В таком неопределённом настроении, с какими-то смятыми мыслями Гумер и смотрел на море, пока к нему почти неслышно не подошёл человек. Это был мужчина средних лет, широкоплечий, низкого роста, с какой-то несоразмерно маленькой головой. Посмотрев то на Гумера, то на море, он произнёс:
«Чёрное море…» Интересно, зачем он сказал заведомо известное?
«Да, Чёрное море», – почти машинально повторил Гумер.
«Пустяк», – вдруг ни с того ни с сего сказал Маленькая Голова.
«Что пустяк?» – опешил Гумер.
«Всё. И Чёрное море, и Крым, и мы, отдыхающие».
«Я, кстати, не отдыхаю, а лечусь».
«И это пустяк», – упрямо повторил Маленькая Голова.
«Что за бессмыслица?» – подумал Гумер.
«То, о чём вы сейчас подумали, тоже пустяк», – сказал человек, снова вводя Гумера в растерянность.
«Откуда вы можете знать, о чём я подумал?»
«Точно я вашу мысль не знаю, но всё равно – пустяк».
«Это правда», – согласился Гумер.
«Здесь невозможно не предаваться пустым мыслям. Это не то место, где думают всерьёз. Только в своём доме, на работе, там, где мы живём, можно думать серьёзно. А здесь просто проводят время, словно блох бездушно давят. Тут человек или флиртует, или пьёт горькую, или целыми днями предаётся пустым мыслям. Потому что других занятий здесь нет».
«Я лечусь», – повторил Гумер.
«Здесь полезно дышать целительным морским воздухом, а лекарства можно пить и дома».
«И это правда», – снова согласился Гумер.
«Здесь трудно человеку непьющему или не донжуанствующему».
«А культурные мероприятия в санатории?»
«Пустяк, большинство из них проводятся для галочки, для отчётности. Я здесь не могу лечиться, наоборот, болею от безделья и душевной маеты, если хотите – грусти. Плевал я на ваш Крым, завтра же уезжаю. Вернусь, поругаюсь с женой, и будто выздоровею. А здешнее безделье на казённые деньги меня угнетает, мне от этого ещё хуже становится».

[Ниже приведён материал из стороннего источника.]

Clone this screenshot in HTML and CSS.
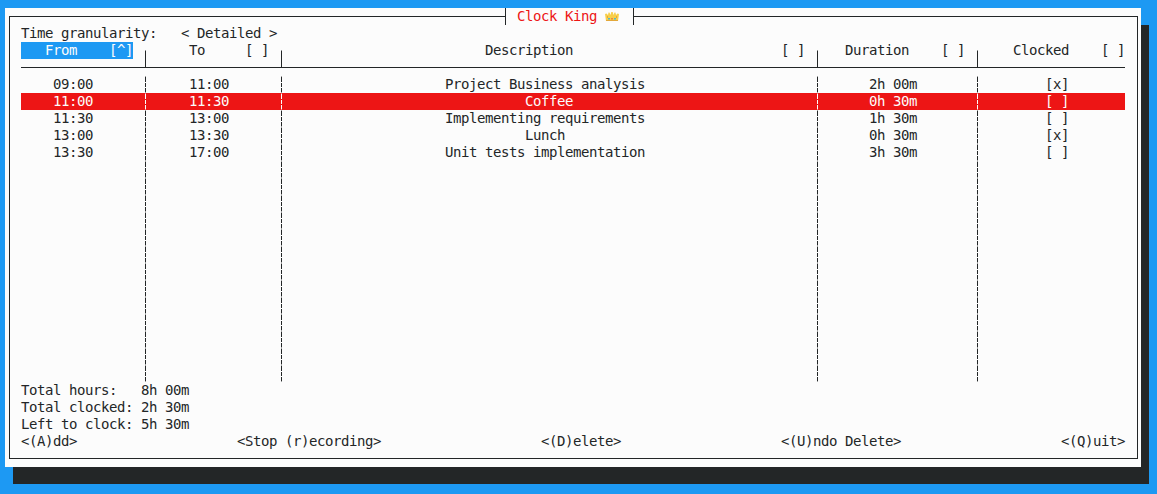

Фу-ты, чёрт, что за нытик эта Маленькая Голова? Только его не хватало Гумеру, и так пребывающему в отнюдь не лучшем расположении духа. Да пусть уезжает, катится отсюда к чёртовой матери, мне-то что за дело? Можно было уехать и не портя человеку настроение.
Чтобы избавиться от этого человека, Гумер с деланным равнодушием слушал его словоблудие и молча смотрел на море. Маленькая Голова сразу почувствовал это, как-то странно посмотрел на Гумера, махнул рукой, сказал: «И это пустяк!» И отправился восвояси.
«М-мда… – подумал Гумер, – общение с таким человеком страшнее самого жуткого одиночества». Маленькая Голова действительно вконец испортил ему настроение. Гумер понял, что ему немедленно нужно что-то предпринять для поднятия настроения, и с этой мыслью он направился в центр Алупки.
В центре города находился небольшой тир, сколоченный из кусков старой фанеры. Хотя Гумер всегда обходил стороной такие неказистые и допотопные стрелковые «залы», на этот раз он зашёл туда. Когда-то Гумер довольно хорошо стрелял. После десятого класса он работал в сельской библиотеке, и его выбрали председателем ДОСААФ колхоза. Тогда ему частенько приходилось стрелять. Вот уже пятнадцать лет он не брал в руки никакого оружия, но всё же зашёл в этот богом забытый тир, потому что в эти минуты ему очень нужно было чем-то заняться.